Right thanks Joe I understand now. Do want to add an overload __getitem__ for the types in this pr that accepts SliceNew so nightly users can get the correct behaviour even if they can't use the shorthand syntax for it yet?

bgreni avatar May 30 '24 17:05 bgreni

Right thanks Joe I understand now. Do want to add an overload __getitem__ for the types in this pr that accepts SliceNew so nightly users can get the correct behaviour even if they can't use the shorthand syntax for it yet?

Maybe, my main ask is that we do this incrementally, since it's clearly gonna be a non-trivial process. So let's just start with a new type + unit tests, then maybe some helpers and phase it in to builtins, and so on.

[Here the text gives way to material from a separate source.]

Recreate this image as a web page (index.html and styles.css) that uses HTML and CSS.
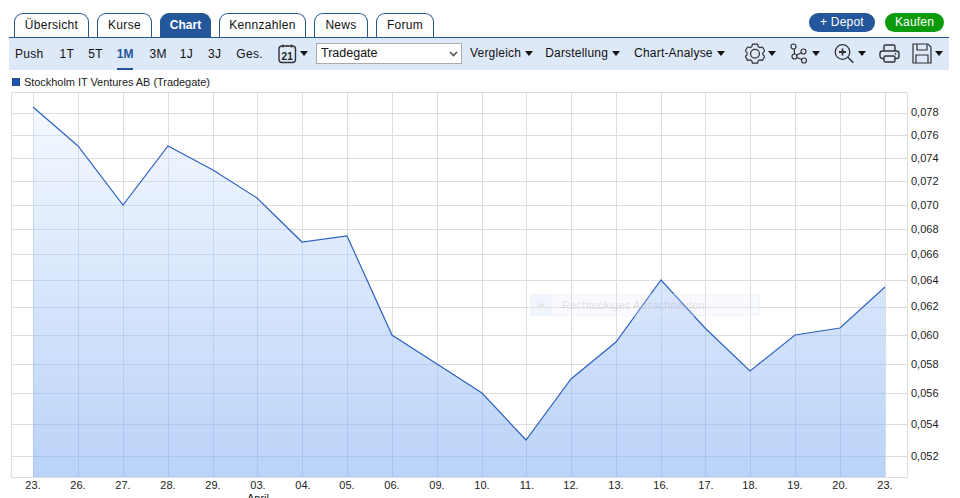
FILE: index.html
```html
<!DOCTYPE html>
<html lang="de">
<head>
<meta charset="utf-8">
<title>Chart</title>
<link rel="stylesheet" href="styles.css">
</head>
<body>
<div class="page">
  <header class="topbar">
    <nav class="tabs">
      <a class="tab tab-w75">Übersicht</a>
      <a class="tab tab-w55">Kurse</a>
      <a class="tab tab-active tab-w51">Chart</a>
      <a class="tab tab-w87">Kennzahlen</a>
      <a class="tab tab-w54">News</a>
      <a class="tab tab-w58">Forum</a>
    </nav>
    <div class="actions">
      <a class="pill pill-blue">+ Depot</a>
      <a class="pill pill-green">Kaufen</a>
    </div>
  </header>
  <div class="toolbar">
    <div class="ranges">
      <span class="range r-push">Push</span>
      <span class="range r-1t">1T</span>
      <span class="range r-5t">5T</span>
      <span class="range r-1m active">1M</span>
      <span class="range r-3m">3M</span>
      <span class="range r-1j">1J</span>
      <span class="range r-3j">3J</span>
      <span class="range r-ges">Ges.</span>
    </div>
    <div class="tool tool-cal">
      <svg class="ico" width="19" height="21" viewBox="0 0 19 21"><rect x="1" y="3" width="16.500" height="16.500" rx="3" fill="none" stroke="#333" stroke-width="1.400"/><path d="M5 1.500v3M13.500 1.500v3" stroke="#333" stroke-width="1.400"/><path d="M8 3h3" stroke="#333"/><text x="9.300" y="16.500" class="cal-num">21</text></svg>
      <i class="caret"></i>
    </div>
    <div class="select-wrap">
      <select class="exchange"><option>Tradegate</option></select>
      <svg class="chevron" width="9" height="6" viewBox="0 0 9 6"><path d="M1 1l3.500 3.500L8 1" fill="none" stroke="#555" stroke-width="1.600"/></svg>
    </div>
    <div class="menu m-vergleich">Vergleich<i class="caret"></i></div>
    <div class="menu m-darst">Darstellung<i class="caret"></i></div>
    <div class="menu m-analyse">Chart-Analyse<i class="caret"></i></div>
    <div class="tool tool-gear">
      <svg class="ico" width="20" height="21" viewBox="0 0 20 21"><path d="M7.500 1.200h5l.8 2.500 1.500.9 2.600-.6 2.300 3.800-1.800 2v1.800l1.800 2-2.300 3.800-2.600-.6-1.500.9-.8 2.500h-5l-.8-2.500-1.500-.9-2.600.6-2.300-3.800 1.800-2V9.800l-1.800-2 2.300-3.800 2.600.6 1.500-.9z" fill="none" stroke="#333" stroke-width="1.200" stroke-linejoin="round"/><circle cx="10" cy="10.700" r="4.400" fill="none" stroke="#333" stroke-width="1.300"/></svg>
      <i class="caret"></i>
    </div>
    <div class="tool tool-nodes">
      <svg class="ico" width="18" height="21" viewBox="0 0 18 21"><g fill="none" stroke="#333" stroke-width="1.200"><circle cx="3.500" cy="3.500" r="2.500"/><circle cx="13.500" cy="8.500" r="2.500"/><circle cx="4.500" cy="13.500" r="2.500"/><circle cx="14" cy="17.500" r="2.500"/><path d="M4.300 5.900L4.500 11M11.300 9.700L6.700 12.300M6.900 14.500L11.700 16.500"/></g></svg>
      <i class="caret"></i>
    </div>
    <div class="tool tool-zoom">
      <svg class="ico" width="21" height="21" viewBox="0 0 21 21"><circle cx="8.500" cy="9" r="7.300" fill="none" stroke="#333" stroke-width="1.300"/><path d="M5 9h7M8.500 5.500v7" stroke="#333" stroke-width="1.800"/><path d="M13.800 14.300l5.500 5.500" stroke="#333" stroke-width="1.600"/></svg>
      <i class="caret"></i>
    </div>
    <div class="tool tool-print">
      <svg class="ico" width="21" height="21" viewBox="0 0 21 21"><g fill="none" stroke="#333" stroke-width="1.400"><path d="M5 8V3.500a1.500 1.500 0 0 1 1.500-1.500h8A1.500 1.500 0 0 1 16 3.500V8"/><path d="M5 15.500H3.500A2.500 2.500 0 0 1 1 13v-2.500A2.500 2.500 0 0 1 3.500 8h14a2.500 2.500 0 0 1 2.500 2.500V13a2.500 2.500 0 0 1-2.500 2.500H16"/><rect x="5" y="13" width="11" height="6" rx="1.500"/></g><circle cx="16.500" cy="10.800" r=".9" fill="#333"/></svg>
    </div>
    <div class="tool tool-save">
      <svg class="ico" width="20" height="21" viewBox="0 0 20 21"><g fill="none" stroke="#333" stroke-width="1.200"><path d="M1 1h15l3 3v16H1z"/><path d="M5 1v6h10V1M4 20v-8h12v8"/></g></svg>
      <i class="caret"></i>
    </div>
  </div>
  <div class="legend"><i class="legend-box"></i>Stockholm IT Ventures AB (Tradegate)</div>
  <div class="chart">
    <svg class="plot" width="960" height="406" viewBox="0 92 960 406">
      <defs>
        <linearGradient id="area" gradientUnits="userSpaceOnUse" x1="0" y1="107" x2="0" y2="477">
          <stop offset="0" stop-color="#f5f9ff"/>
          <stop offset="1" stop-color="#bad2f8"/>
        </linearGradient>
        <clipPath id="under"><path d="M33 107L78 146L123 205L168 146L213 170L257 198L302 242L347 236L392 335L437 364L482 393L526 440L571 379L616 342L661 280L705 328L750 371L795 335L840 328L885 287V477H33Z"/></clipPath>
        <path id="gridlines" d="M11.500 92.500H907.500V477.500H11.500ZM33.500 92V477M78.500 92V477M123.500 92V477M168.500 92V477M213.500 92V477M257.500 92V477M302.500 92V477M347.500 92V477M392.500 92V477M437.500 92V477M482.500 92V477M526.500 92V477M571.500 92V477M616.500 92V477M661.500 92V477M705.500 92V477M750.500 92V477M795.500 92V477M840.500 92V477M885.500 92V477M11 113.500H907M11 135.500H907M11 158.500H907M11 181.500H907M11 205.500H907M11 229.500H907M11 254.500H907M11 280.500H907M11 307.500H907M11 335.500H907M11 364.500H907M11 393.500H907M11 424.500H907M11 456.500H907"/>
      </defs>
      <use href="#gridlines" class="grid"/>
      <path fill="url(#area)" d="M33 107L78 146L123 205L168 146L213 170L257 198L302 242L347 236L392 335L437 364L482 393L526 440L571 379L616 342L661 280L705 328L750 371L795 335L840 328L885 287V477H33Z"/>
      <g clip-path="url(#under)"><use href="#gridlines" class="grid-over"/></g>
      <path class="line" d="M33 107L78 146L123 205L168 146L213 170L257 198L302 242L347 236L392 335L437 364L482 393L526 440L571 379L616 342L661 280L705 328L750 371L795 335L840 328L885 287"/>
      <g class="ylab">
        <text x="911" y="116">0,078</text><text x="911" y="139">0,076</text><text x="911" y="162">0,074</text><text x="911" y="185">0,072</text><text x="911" y="209">0,070</text><text x="911" y="233">0,068</text><text x="911" y="258">0,066</text><text x="911" y="284">0,064</text><text x="911" y="310">0,062</text><text x="911" y="339">0,060</text><text x="911" y="368">0,058</text><text x="911" y="397">0,056</text><text x="911" y="428">0,054</text><text x="911" y="460">0,052</text>
      </g>
      <g class="xlab">
        <text x="33" y="489">23.</text><text x="78" y="489">26.</text><text x="123" y="489">27.</text><text x="168" y="489">28.</text><text x="213" y="489">29.</text><text x="258" y="489">03.</text><text x="258" y="502">April</text><text x="303" y="489">04.</text><text x="347" y="489">05.</text><text x="392" y="489">06.</text><text x="437" y="489">09.</text><text x="482" y="489">10.</text><text x="527" y="489">11.</text><text x="571" y="489">12.</text><text x="616" y="489">13.</text><text x="661" y="489">16.</text><text x="706" y="489">17.</text><text x="750" y="489">18.</text><text x="795" y="489">19.</text><text x="840" y="489">20.</text><text x="885" y="489">23.</text>
      </g>
    </svg>
    <div class="ghost"><span class="ghost-icon"><i></i></span><span class="ghost-text">Rechteckiges Ausschneiden</span></div>
  </div>
</div>
</body>
</html>
```
FILE: styles.css
```css
html, body { margin: 0; padding: 0; background: #fff; }
body { font-family: "Liberation Sans", Arial, sans-serif; font-size: 12px; color: #111; overflow: hidden; }
.page { width: 960px; height: 498px; overflow: hidden; }

.topbar { display: flex; justify-content: space-between; align-items: flex-start; height: 24px; padding: 13px 16px 0 14px; }
.tabs { display: flex; gap: 8px; }
.tab { box-sizing: border-box; height: 24px; line-height: 23px; text-align: center; background: #fff; color: #111; border: 1px solid #23568f; border-bottom: 0; border-radius: 9px 9px 0 0; letter-spacing: .3px; }
.tab-w75 { width: 75px; }
.tab-w55 { width: 55px; }
.tab-w51 { width: 51px; }
.tab-w87 { width: 87px; }
.tab-w54 { width: 54px; }
.tab-w58 { width: 58px; }
.tab-active { background: #23569b; color: #fff; font-weight: bold; letter-spacing: 0; }
.actions { display: flex; gap: 10px; }
.pill { height: 19px; line-height: 18px; text-align: center; color: #fff; border-radius: 10px; letter-spacing: .2px; }
.pill-blue { width: 66px; background: #23569b; }
.pill-green { width: 59px; background: #0a9a0a; }

.toolbar { display: flex; align-items: center; height: 32px; margin: 0 11px 0 9px; background: #dde8f8; border-top: 1px solid #23568f; }
.ranges { display: flex; padding-left: 6px; width: 263px; flex: none; box-sizing: content-box; }
.range { letter-spacing: .3px; }
.r-push { margin-right: 16px; }
.r-1t { margin-right: 14px; }
.r-5t { margin-right: 14px; }
.r-1m { margin-right: 16px; }
.r-3m { margin-right: 13px; }
.r-1j { margin-right: 15px; }
.r-3j { margin-right: 15px; }
.active { position: relative; font-weight: bold; color: #23569b; letter-spacing: 0; }
.active::after { content: ""; position: absolute; left: 0; right: 0; top: 21px; height: 2px; background: #23569b; }

.tool, .menu { display: flex; align-items: center; flex: none; margin-bottom: 2px; }
.menu { letter-spacing: .2px; color: #111; }
.menu .caret { margin-left: 4px; }
.ico { display: block; }
.cal-num { font: bold 10px "Liberation Sans", Arial, sans-serif; fill: #222; text-anchor: middle; letter-spacing: .3px; }
.caret { display: block; width: 0; height: 0; margin-left: 3px; border-left: 4.5px solid transparent; border-right: 4.5px solid transparent; border-top: 5px solid #111; }
.select-wrap { position: relative; flex: none; width: 146px; height: 21px; margin: 0 0 2px 8px; }
.exchange { display: block; box-sizing: border-box; width: 100%; height: 100%; padding: 0 0 0 4px; font: 12.5px "Liberation Sans", Arial, sans-serif; color: #111; background: #fff; border: 1px solid #aaa; border-radius: 0; appearance: none; }
.chevron { position: absolute; right: 4px; top: 8px; display: block; }
.m-vergleich { margin-left: 8px; }
.m-darst { margin-left: 12px; }
.m-analyse { margin-left: 14px; }
.tool-gear { margin-left: 20px; }
.tool-nodes { margin-left: 14px; }
.tool-nodes .caret { margin-left: 4px; }
.tool-zoom { margin-left: 14px; }
.tool-print { margin-left: 13px; }
.tool-save { margin-left: 12px; }

.legend { box-sizing: border-box; display: flex; align-items: center; height: 22px; padding: 1px 0 0 12px; font-size: 11px; color: #222; letter-spacing: -.05px; }
.legend-box { display: block; box-sizing: border-box; width: 8px; height: 8px; margin-right: 4px; background: #1a56b8; border: 1px solid #2b4a80; }

.chart { position: relative; height: 406px; }
.plot { display: block; }
.grid { fill: none; stroke: #ddd; stroke-width: 1; }
.grid-over { fill: none; stroke: rgba(90, 130, 200, .18); stroke-width: 1; }
.line { fill: none; stroke: #2f62c0; stroke-width: 1.2; stroke-linejoin: miter; }
.ylab text, .xlab text { font: 11px "Liberation Sans", Arial, sans-serif; fill: #222; }
.xlab text { text-anchor: middle; }

.ghost { position: absolute; left: 530px; top: 202px; width: 230px; height: 22px; display: flex; align-items: center; background: rgba(221, 232, 248, .22); border: 1px solid rgba(221, 232, 248, .3); box-sizing: border-box; font-size: 11px; }
.ghost-icon { display: flex; align-items: center; justify-content: center; width: 21px; height: 100%; background: rgba(221, 232, 248, .3); }
.ghost-icon i { display: block; width: 5px; height: 5px; border-radius: 50%; background: #e6e6e6; }
.ghost-text { margin-left: 10px; color: rgba(180, 150, 150, .28); letter-spacing: .2px; }
```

It might also make sense to add implicit conversion between the new and old to help ease the transition.

laszlokindrat avatar May 30 '24 17:05 laszlokindrat

@laszlokindrat I've opened a new PR with a subset of these changes using the name SliceNew #2894. I'll close this one but we can always refer back to it when the time comes for additional changes to be introduced.

bgreni avatar May 30 '24 18:05 bgreni

✅🟣 This contribution has been merged 🟣✅

Your pull request has been merged to the internal upstream Mojo sources. It will be reflected here in the Mojo repository on the nightly branch during the next Mojo nightly release, typically within the next 24-48 hours.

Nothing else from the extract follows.